The scale and scalability of a typical distributed cloud deployment creates a broad and dynamic attack surface. Maintaining a strong security posture is a non-trivial problem.

The growing dominance of container-based workloads adds additional complications. For example, Docker is a commonly deployed engine; a single node with several deployed containers becomes its own miniature ecosystem, complete with a network, API, and compute resources. Container hosts bring added complexity to an already complex system, which means additional security challenges as well.

Containers are inherently dynamic and ephemeral. They typically have a short lifespan, and use dynamic port assignment to streamline communication with and through their host node. Their underlying engine also has an API that often comes with insecure defaults, plus they require shared access to host resources; a single compromised container can potentially lead to other containers, and perhaps even the host, being compromised. Therefore, in environments where containers are used, it is crucial to have access to a granular view of everything occurring on each host.

Cloud Security Solutions

The major cloud platforms are trying to offer just this. Many vanilla computing resources automatically provision with basic security features like WAF and DDoS protection as a sidecar. The sidecar can also function as an agent for provider-managed services like logging, configuration, and observability. However, rather than offering specialized, custom solutions, these sidecars only provide general, high-level protection from basic threats. Arguably, many of these are primarily meant to help the providers serve their own obligations in the shared security model.

Many third-party cloud-based security solutions are available, but these aren’t ideal either. Most are basically cloud implementations of a traditional castle-and-moat approach; the security solution exists in a separate environment, and all incoming traffic must be routed into that environment, decrypted, analyzed, filtered, re-encrypted, and then forwarded on to the original destination. This is suboptimal for several reasons, most notably in the latency that is added, and the compromises of privacy that are required.

Clearly, a new approach is required—one that lends itself more naturally to new cloud native architectures.

Leveraging the Service Mesh

As discussed in the previous article, service meshes that are based on a proxy such as Envoy can solve many of the challenges associated with containers and microservices, including communication, discoverability, management, visibility, and more.

Security can also be addressed by the mesh, because each microservice communicates only with its proxy; in turn, the proxy is responsible for communicating with the outside world.

The proxy is an obvious place to perform traffic filtering. All traffic is already flowing through it; we merely need to add the security logic.

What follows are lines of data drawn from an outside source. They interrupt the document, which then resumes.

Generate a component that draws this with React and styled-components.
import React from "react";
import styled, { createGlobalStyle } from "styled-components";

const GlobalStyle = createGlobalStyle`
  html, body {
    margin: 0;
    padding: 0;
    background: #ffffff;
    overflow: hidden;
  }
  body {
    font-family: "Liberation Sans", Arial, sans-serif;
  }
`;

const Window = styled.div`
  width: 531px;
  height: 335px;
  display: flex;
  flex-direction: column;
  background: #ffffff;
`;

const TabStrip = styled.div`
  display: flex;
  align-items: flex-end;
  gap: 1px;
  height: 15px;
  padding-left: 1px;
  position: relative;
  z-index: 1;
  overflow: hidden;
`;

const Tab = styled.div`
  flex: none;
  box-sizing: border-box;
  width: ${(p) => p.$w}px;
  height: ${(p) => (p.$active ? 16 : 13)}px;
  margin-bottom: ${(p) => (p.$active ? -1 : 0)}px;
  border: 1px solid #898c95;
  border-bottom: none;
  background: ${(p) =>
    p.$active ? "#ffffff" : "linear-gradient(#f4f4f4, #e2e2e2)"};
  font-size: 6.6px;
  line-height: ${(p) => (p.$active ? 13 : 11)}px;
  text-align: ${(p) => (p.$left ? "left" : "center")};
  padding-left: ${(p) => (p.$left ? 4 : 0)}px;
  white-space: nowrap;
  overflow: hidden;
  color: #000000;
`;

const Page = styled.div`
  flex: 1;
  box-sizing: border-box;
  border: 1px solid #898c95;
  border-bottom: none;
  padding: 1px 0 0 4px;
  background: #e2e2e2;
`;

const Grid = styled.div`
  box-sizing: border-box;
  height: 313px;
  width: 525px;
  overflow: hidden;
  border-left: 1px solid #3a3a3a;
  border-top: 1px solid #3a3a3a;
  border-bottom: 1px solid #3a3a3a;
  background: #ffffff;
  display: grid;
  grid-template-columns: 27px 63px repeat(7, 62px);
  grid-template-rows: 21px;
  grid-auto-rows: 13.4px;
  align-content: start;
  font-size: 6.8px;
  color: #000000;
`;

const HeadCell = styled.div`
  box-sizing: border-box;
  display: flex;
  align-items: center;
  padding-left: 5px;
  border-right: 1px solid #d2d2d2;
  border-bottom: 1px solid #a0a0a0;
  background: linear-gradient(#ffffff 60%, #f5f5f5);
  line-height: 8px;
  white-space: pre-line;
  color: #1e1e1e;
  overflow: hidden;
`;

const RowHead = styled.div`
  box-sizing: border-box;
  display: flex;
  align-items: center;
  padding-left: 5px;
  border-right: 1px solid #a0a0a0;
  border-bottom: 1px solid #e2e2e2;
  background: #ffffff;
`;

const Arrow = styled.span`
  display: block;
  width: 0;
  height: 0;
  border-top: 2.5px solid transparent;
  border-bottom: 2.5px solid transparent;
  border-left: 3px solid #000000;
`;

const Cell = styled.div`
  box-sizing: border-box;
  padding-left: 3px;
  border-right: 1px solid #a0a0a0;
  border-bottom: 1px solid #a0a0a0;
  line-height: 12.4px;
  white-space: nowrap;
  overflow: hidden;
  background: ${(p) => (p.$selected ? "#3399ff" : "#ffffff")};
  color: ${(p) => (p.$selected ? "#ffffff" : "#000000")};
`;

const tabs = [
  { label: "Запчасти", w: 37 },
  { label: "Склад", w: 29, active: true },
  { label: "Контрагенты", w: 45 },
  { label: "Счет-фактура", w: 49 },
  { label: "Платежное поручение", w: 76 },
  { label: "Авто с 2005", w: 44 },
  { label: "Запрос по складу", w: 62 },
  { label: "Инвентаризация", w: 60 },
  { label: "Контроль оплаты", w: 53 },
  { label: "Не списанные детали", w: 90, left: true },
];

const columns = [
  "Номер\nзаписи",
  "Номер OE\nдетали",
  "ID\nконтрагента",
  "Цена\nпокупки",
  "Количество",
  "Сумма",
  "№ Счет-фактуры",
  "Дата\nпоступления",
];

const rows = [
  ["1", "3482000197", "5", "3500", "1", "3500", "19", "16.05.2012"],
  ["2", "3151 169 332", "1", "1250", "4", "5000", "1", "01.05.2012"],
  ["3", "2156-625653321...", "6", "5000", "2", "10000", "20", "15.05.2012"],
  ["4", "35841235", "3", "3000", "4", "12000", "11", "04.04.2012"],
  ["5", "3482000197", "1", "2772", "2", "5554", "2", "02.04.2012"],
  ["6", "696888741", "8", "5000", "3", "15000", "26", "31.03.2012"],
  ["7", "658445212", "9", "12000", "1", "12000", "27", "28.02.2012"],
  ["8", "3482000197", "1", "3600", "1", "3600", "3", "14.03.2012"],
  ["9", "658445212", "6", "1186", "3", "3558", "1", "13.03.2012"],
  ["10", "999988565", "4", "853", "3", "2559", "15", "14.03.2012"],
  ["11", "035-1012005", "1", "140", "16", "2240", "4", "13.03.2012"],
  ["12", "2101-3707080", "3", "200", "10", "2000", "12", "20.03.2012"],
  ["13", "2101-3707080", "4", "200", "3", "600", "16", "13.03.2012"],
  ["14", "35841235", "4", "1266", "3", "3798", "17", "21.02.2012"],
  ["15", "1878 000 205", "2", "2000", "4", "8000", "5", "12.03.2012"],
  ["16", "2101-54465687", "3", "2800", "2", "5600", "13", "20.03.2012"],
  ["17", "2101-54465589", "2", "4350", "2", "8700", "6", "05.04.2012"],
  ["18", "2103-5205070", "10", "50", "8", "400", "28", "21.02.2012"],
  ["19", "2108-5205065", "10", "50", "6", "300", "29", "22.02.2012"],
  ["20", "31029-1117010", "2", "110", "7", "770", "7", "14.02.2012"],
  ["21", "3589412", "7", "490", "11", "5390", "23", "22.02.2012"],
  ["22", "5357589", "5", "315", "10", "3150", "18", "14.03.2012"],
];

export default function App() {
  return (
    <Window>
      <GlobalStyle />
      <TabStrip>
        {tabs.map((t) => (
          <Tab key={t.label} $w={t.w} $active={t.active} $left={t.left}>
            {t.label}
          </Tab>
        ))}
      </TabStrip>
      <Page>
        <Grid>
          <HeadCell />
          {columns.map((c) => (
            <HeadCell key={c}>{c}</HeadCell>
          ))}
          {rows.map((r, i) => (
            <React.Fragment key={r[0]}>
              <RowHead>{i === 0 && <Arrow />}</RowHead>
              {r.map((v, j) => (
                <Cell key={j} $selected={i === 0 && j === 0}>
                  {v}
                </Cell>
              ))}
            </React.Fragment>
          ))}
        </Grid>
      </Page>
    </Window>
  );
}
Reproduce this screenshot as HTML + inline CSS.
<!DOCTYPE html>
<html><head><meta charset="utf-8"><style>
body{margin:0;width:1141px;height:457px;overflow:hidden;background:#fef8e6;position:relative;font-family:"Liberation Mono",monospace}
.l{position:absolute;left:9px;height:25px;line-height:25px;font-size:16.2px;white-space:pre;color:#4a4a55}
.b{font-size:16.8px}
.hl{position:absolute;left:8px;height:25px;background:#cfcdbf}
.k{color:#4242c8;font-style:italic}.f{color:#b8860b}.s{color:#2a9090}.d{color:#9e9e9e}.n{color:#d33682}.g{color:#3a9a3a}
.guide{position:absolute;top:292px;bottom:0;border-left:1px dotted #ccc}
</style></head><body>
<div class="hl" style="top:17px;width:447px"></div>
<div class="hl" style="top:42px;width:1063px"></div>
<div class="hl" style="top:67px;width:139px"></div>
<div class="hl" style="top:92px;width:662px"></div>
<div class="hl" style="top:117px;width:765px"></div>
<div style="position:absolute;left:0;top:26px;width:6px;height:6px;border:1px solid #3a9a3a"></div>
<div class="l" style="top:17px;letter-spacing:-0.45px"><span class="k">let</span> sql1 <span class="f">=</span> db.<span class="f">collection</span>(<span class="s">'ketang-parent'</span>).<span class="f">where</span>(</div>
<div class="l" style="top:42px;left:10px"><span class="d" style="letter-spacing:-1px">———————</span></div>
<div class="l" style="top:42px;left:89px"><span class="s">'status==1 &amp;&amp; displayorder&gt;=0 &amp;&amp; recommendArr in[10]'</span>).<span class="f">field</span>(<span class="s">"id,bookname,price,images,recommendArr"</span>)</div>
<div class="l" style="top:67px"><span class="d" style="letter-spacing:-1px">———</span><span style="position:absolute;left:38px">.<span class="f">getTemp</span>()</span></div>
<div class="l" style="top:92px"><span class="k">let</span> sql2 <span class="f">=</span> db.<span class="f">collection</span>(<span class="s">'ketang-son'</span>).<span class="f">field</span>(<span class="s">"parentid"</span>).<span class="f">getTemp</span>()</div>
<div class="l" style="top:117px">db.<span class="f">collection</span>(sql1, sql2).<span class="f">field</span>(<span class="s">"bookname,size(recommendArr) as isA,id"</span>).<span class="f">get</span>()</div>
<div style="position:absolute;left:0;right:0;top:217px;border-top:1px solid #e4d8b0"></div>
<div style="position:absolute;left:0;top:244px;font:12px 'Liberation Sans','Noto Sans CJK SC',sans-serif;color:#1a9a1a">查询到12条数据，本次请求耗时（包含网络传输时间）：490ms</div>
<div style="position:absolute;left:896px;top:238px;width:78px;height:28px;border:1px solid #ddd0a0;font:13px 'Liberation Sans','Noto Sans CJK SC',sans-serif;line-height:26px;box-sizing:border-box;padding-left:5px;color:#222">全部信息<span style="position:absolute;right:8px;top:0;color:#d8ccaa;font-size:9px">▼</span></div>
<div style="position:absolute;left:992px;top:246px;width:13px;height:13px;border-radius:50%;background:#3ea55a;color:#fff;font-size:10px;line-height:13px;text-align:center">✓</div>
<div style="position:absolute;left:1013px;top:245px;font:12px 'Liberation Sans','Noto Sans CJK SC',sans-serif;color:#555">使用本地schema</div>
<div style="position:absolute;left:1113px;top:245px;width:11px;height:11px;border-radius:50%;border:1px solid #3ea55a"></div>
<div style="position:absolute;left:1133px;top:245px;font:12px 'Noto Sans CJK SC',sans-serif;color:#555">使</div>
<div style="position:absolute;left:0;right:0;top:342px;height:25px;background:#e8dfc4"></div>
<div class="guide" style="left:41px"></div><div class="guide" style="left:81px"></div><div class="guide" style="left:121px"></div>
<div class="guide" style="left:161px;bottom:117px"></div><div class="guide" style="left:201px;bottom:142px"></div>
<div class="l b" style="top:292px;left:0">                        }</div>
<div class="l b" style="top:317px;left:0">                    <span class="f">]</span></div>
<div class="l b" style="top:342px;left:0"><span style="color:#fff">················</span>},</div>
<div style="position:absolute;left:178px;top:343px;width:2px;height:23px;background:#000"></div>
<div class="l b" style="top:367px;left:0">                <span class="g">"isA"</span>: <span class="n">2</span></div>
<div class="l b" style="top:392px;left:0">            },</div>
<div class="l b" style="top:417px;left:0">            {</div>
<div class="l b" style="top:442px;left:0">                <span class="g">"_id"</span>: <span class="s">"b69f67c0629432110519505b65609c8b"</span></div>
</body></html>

In fact, if we could add comprehensive traffic-filtering capabilities to the proxy, then security would become an inherent part of the service mesh. There would be no need to route traffic elsewhere for processing, nor any need to decrypt it outside of the environment. This would be a complete zero-trust model, with no compromises on privacy, that stays within compliance boundaries automatically. Security would be baked into the environment itself.

Inherent Security

This is exactly what Curiefense does. It is an extension of Envoy that adds robust web security to any architecture where Envoy is used (including service meshes, ingress gateways, and other applications). As traffic passes through Envoy, Curiefense analyzes it and allows legitimate traffic to pass through, while malicious activity is blocked.

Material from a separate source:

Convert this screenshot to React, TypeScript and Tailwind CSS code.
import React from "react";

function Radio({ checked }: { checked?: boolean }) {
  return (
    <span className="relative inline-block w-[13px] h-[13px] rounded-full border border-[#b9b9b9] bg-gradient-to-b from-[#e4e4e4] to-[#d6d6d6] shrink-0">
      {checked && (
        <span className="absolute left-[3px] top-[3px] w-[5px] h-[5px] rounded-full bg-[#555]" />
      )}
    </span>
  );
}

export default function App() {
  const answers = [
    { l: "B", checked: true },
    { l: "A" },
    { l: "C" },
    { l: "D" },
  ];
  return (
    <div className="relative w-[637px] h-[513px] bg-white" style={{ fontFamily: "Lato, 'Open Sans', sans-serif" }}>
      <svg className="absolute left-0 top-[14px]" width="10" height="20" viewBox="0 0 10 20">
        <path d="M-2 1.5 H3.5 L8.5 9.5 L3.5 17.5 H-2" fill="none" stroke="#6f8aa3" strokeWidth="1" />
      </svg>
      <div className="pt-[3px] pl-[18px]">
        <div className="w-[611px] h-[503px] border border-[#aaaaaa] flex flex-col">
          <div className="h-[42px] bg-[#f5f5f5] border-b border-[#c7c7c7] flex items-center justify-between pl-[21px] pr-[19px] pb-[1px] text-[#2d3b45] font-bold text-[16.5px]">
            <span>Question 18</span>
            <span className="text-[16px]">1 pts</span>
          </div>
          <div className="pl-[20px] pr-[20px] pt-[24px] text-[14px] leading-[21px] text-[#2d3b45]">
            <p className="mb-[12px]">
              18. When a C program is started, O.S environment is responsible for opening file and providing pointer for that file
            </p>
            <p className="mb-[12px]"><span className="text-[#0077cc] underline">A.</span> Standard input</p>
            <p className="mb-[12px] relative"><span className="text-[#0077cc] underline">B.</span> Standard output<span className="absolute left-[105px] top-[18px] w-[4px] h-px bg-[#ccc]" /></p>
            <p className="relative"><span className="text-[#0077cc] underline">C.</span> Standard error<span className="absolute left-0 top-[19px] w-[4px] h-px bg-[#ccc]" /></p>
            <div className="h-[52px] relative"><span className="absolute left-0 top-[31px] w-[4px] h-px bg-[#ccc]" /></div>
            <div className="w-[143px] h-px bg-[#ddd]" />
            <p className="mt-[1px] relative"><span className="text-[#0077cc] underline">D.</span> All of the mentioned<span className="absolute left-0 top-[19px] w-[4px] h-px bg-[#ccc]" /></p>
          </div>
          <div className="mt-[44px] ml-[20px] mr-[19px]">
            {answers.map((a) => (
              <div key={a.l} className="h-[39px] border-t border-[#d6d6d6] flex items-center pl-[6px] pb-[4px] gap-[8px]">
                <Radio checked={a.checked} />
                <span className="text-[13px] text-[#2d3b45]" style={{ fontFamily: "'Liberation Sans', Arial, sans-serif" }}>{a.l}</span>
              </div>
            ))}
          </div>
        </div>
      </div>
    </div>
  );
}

Doing this in today’s threat environment requires a variety of security technologies. More information on these components of Curiefense is available here:

Conclusion

While service meshes have some well-known objectives (e.g., to abstract away the communication problems inherent in large-scale distributed systems), they can serve as capable platforms for tackling security challenges as well.

Traditional security solutions were designed for fixed-sized, static deployments. Although cloud-based solutions are more useful in modern architectures, they still retain some of the disadvantages of the traditional approach.

A service mesh architecture allows for web security to be added directly to the ‘fabric’ of the mesh, by adding traffic filtering to the mesh proxies. Curiefense does this with multiple security technologies, giving organizations a way to improve the security posture of their cloud workloads via a cloud native, open source platform.